When Will the SpaceX Share Price Fall?
The laws of financial gravity dictate that a stock cannot trade at 115 times its revenue while losing billions indefinitely. A downward correction is inevitable, and smart investors should watch for two specific milestones on the calendar.
December 2026 (The Lock-Up Expiration): When a company goes public, insiders and employees are legally banned from selling their shares for six months. This is known as a lock-up period. Around December 2026, millions of these private shares will suddenly unlock.
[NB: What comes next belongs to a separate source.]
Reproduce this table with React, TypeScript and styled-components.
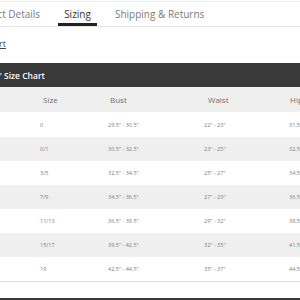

As early employees and venture capitalists look to cash out and secure life-changing wealth, a massive wave of stock supply will hit the market, shattering the current “scarcity” premium and driving the price down.
Early 2027 (The Corporate Earnings Reality Check): Right now, the market is giving SpaceX a pass on its losses because of Elon Musk’s recent social media claims that the company could achieve $1 trillion in annual revenue by 2030. However, by early 2027, the company will have to report its full 2026 audited financial results. When investors see the concrete numbers of a $12-billion-a-year AI cash burn without a matching surge in AI profitability, the hype will face a harsh reality check.
Final Thoughts
SpaceX is an extraordinary company achieving historic technological breakthroughs. However, history shows that a phenomenal company can still be a dangerously overvalued stock. Driven by a massive banking fee-delivery system and an artificial shortage of public shares, SPCX is currently flying on pure emotion. Expect the technical and fundamental descent to begin in late 2026, making caution the best strategy for investors looking at these heights.